TRAVEL BUG TALES: AN ANTI-CLIMATIC REUNION
So the phone rings and it’s Frances. She was so nonchalant you would have thought she was calling from the lobby. She’d gotten word in town that someone was missing out at the resort and she figured out it was her. She was headed back now and we were to be sure the boat didn’t leave with out her. We were taking a sail on a catamaran and having lunch on a deserted island.
Best Activity of the Trip
Yep, Frances is the one adjusting her sunglasses. She sashayed into the resort and onto the boat like she’d been with us all the time. Most of us know that feeling of never having wanted to see someone quite so much and also wanting to kill them at the same time.

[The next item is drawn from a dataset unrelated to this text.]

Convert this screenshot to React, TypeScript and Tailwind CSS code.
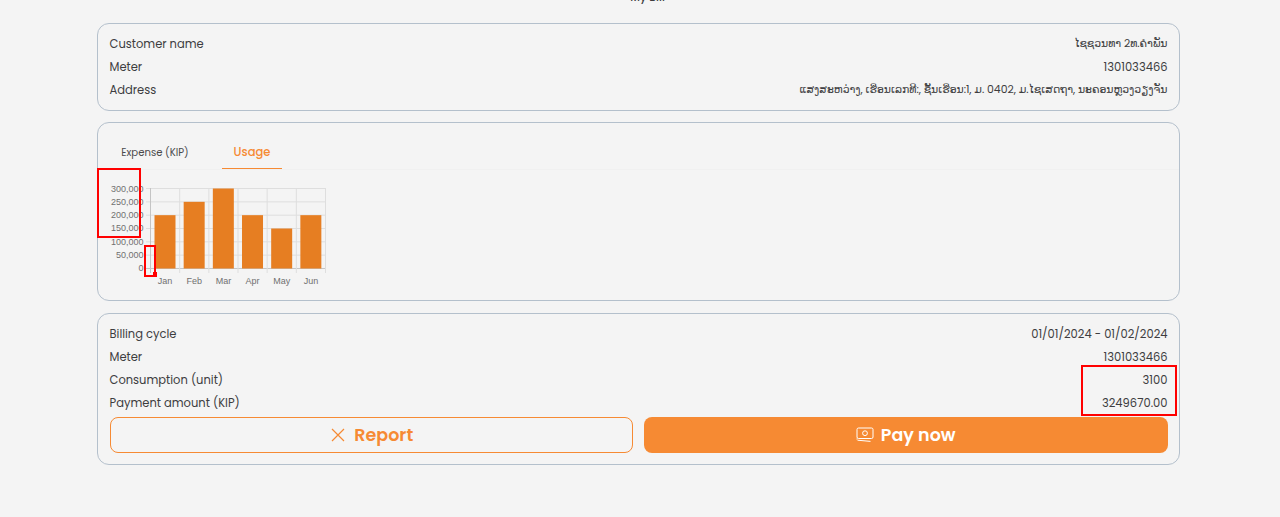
import React from "react";

const poppins = "font-['Poppins','Inter','Noto_Sans','DejaVu_Sans',sans-serif]";

function Row({ label, value, lao }: { label: string; value: string; lao?: boolean }) {
  return (
    <div className="flex h-[23px] items-center justify-between text-[11.5px] text-[#3d3d3f]">
      <span>{label}</span>
      <span className={lao ? "text-[10.9px] tracking-[-0.04px]" : ""}>{value}</span>
    </div>
  );
}

function Chart() {
  const labels = ["300,000", "250,000", "200,000", "150,000", "100,000", "50,000", "0"];
  const months = ["Jan", "Feb", "Mar", "Apr", "May", "Jun"];
  const vals = [200, 250, 300, 200, 150, 200];
  const x0 = 150.5, step = 29.17, y0 = 188.5, rowH = 13.33;
  return (
    <svg width="240" height="125" viewBox="98 170 240 125" className="block" style={{ fontFamily: "'Liberation Sans', sans-serif" }}>
      {labels.map((l, i) => (
        <g key={l}>
          <line x1={146} x2={325.5} y1={y0 + i * rowH} y2={y0 + i * rowH} stroke={i === 6 ? "#c4c4c4" : "#dedede"} />
          <text x={143.5} y={y0 + i * rowH + 3} textAnchor="end" fontSize="9" fill="#707070">{l}</text>
        </g>
      ))}
      {Array.from({ length: 7 }).map((_, i) => (
        <line key={i} x1={x0 + i * step} x2={x0 + i * step} y1={188} y2={273} stroke={i === 0 ? "#c4c4c4" : "#dedede"} />
      ))}
      {vals.map((v, i) => {
        const h = (v / 300) * 80;
        return <rect key={i} x={x0 + i * step + 4} y={268.5 - h} width={21} height={h} fill="#e67e22" />;
      })}
      {months.map((m, i) => (
        <text key={m} x={x0 + i * step + 14.6} y={284} textAnchor="middle" fontSize="9" fill="#707070">{m}</text>
      ))}
    </svg>
  );
}

export default function App() {
  return (
    <div className={`relative h-[517px] w-full overflow-hidden bg-[#f4f4f4] ${poppins}`}>
      <div className="absolute left-[15px] right-0 top-[-11px] text-center text-[11px] font-medium text-[#3d3d3f]">My Bill</div>
      <div className="ml-[97px] flex w-[1083px] flex-col pt-[23px]">
        <section className="h-[88px] rounded-[12px] border border-[#b4c0cc] pl-[11.5px] pr-[11.5px] pt-[9px]">
          <Row label="Customer name" value="ໄຊຊວນທາ 2ທ.ຄຳພັນ" lao />
          <Row label="Meter" value="1301033466" />
          <Row label="Address" value="ແສງສະຫວ່າງ, ເຮືອນເລກທີ:, ຊັ້ນເຮືອນ:1, ມ. 0402, ມ.ໄຊເສດຖາ, ນະຄອນຫຼວງວຽງຈັນ" lao />
        </section>

        <section className="relative mt-[11px] h-[179px] rounded-[12px] border border-[#b4c0cc]">
          <div className="flex h-[47px] items-stretch border-b border-[#f0f0f0] pl-[12px] pt-[14px]">
            <div className="flex w-[90px] items-center justify-center text-[10.1px] text-[#4a4a4c]">Expense (KIP)</div>
            <div className="ml-[22px] flex w-[60px] items-center justify-center border-b border-[#f68a33] text-[11.5px] font-medium text-[#f68a33]">Usage</div>
          </div>
          <Chart />
          <div className="absolute left-[-1px] top-[45px] h-[70px] w-[44px] border-2 border-[#ff0000]" />
          <div className="absolute left-[46px] top-[122px] h-[32px] w-[12px] border-2 border-[#ff0000]" />
          <div className="absolute left-[55px] top-[149px] h-[5px] w-[4px] bg-[#ff0000]" />
        </section>

        <section className="relative mt-[12px] h-[152px] rounded-[12px] border border-[#b4c0cc] pl-[11.5px] pr-[11.5px] pt-[9px]">
          <Row label="Billing cycle" value="01/01/2024 - 01/02/2024" />
          <Row label="Meter" value="1301033466" />
          <Row label="Consumption (unit)" value="3100" />
          <Row label="Payment amount (KIP)" value="3249670.00" />
          <div className="mt-[2px] grid grid-cols-2 gap-[11px]">
            <button className="flex h-[36px] items-center justify-center gap-[9px] rounded-[8px] border border-[#f68a33] pl-[2px] text-[17.5px] font-semibold text-[#f68a33]">
              <svg width="14" height="14" viewBox="0 0 14 14" fill="none" stroke="#f68a33" strokeWidth="1.2"><path d="M1 1l12 12M13 1L1 13" /></svg>
              Report
            </button>
            <button className="flex h-[36px] items-center justify-center gap-[7px] rounded-[8px] bg-[#f68a33] text-[17.5px] font-semibold text-white">
              <svg width="18" height="16" viewBox="0 0 18 16" fill="none" stroke="white" strokeWidth="1"><rect x="1" y="1" width="16" height="10.5" rx="1.5" /><circle cx="9" cy="6.2" r="2.4" /><path d="M1.5 13.2l13 1.2M1 11.5v1" /></svg>
              Pay now
            </button>
          </div>
          <div className="absolute right-[2px] top-[51px] h-[51px] w-[96px] border-2 border-[#ff0000]" />
        </section>
      </div>
    </div>
  );
}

The catamaran sail was lovely. The water was beautiful and the weather perfect. We sailed to an abandoned beach and hung out on the sand while locals barbecued fish for us. I avoided baby oil and there wasn’t much wind. The meal was good and soon we were headed back to the resort.
A little change in itinerary would have improved my opinion of this trip. The first night should have been the Live Show, with dancers, swords and flame. That would have gotten us off on the right foot. Then we should have taken the catamaran and had our picnic. What a great introduction to the Bahamas! My salt water showers would have been much more bearable.
I have no idea whether our final evening was an official event or just something cooked up among us. The bar was serving conch balls for appetizers and we never made it to the buffet.
And remember the all-inclusive thing? Well, all that was included on that evening was the first drink. Even though we were in the bar for hours on end, we could never get a second one. Instead we made trips out to the pool and communed with the coconut rum crowd or poured our coins in the Heineken beer vending machines. The rumor existed that someone in the crowd had found a machine that would dispense the beer without the coin, but I can’t say for sure.
I was ready to go. Though we’d all come to the party together, when I’d finally had enough, both Frances and Debbie were missing. Someone invited me out for a walk on the beach, but fresh air was not what they wanted. No love connection was made.
Instead, I went to my room, but I couldn’t get in. Someone else had made a love connection and they were using the chain lock to keep me out. Now I was just mad. This had been no tropical paradise for me and I just wanted to go to to bed, which was currently being used by someone else.
While $219 hadn’t been a lot of money, even in those days, I felt as if it were money down the drain – money I could have used for something else. I even resented the quarters I’d put into the slot machine. Someone offered me the opportunity to sleep on their couch, but I wanted my pjs and my toothbrush and I wanted to take out my contacts.
There had been fun moments, but they’d all been overshadowed by disappointment. The memory of the night at the local club had been compromised by the trick the limo drivers pulled on us. The sandy beach experience had sidelined me. The casino had been a bore. My almost love connection had been washed out by a storm. The delicious planter-punch-drenched meal was marred by my friend’s disappearance, that went on for entirely too long. The only really entertaining time had been the sail and picnic, but just a few hours later I was sitting alone fighting tears.
I went back to my room and banged on the door. I negotiated a pass-through to our room’s balcony. Soon my friend and her latest romantic interest joined me there – as if I wanted their company. Then my other roommate showed up. I’ll leave the identities vague to protect the guilty. Thank goodness we were leaving the next day. I couldn’t wait to get out of there.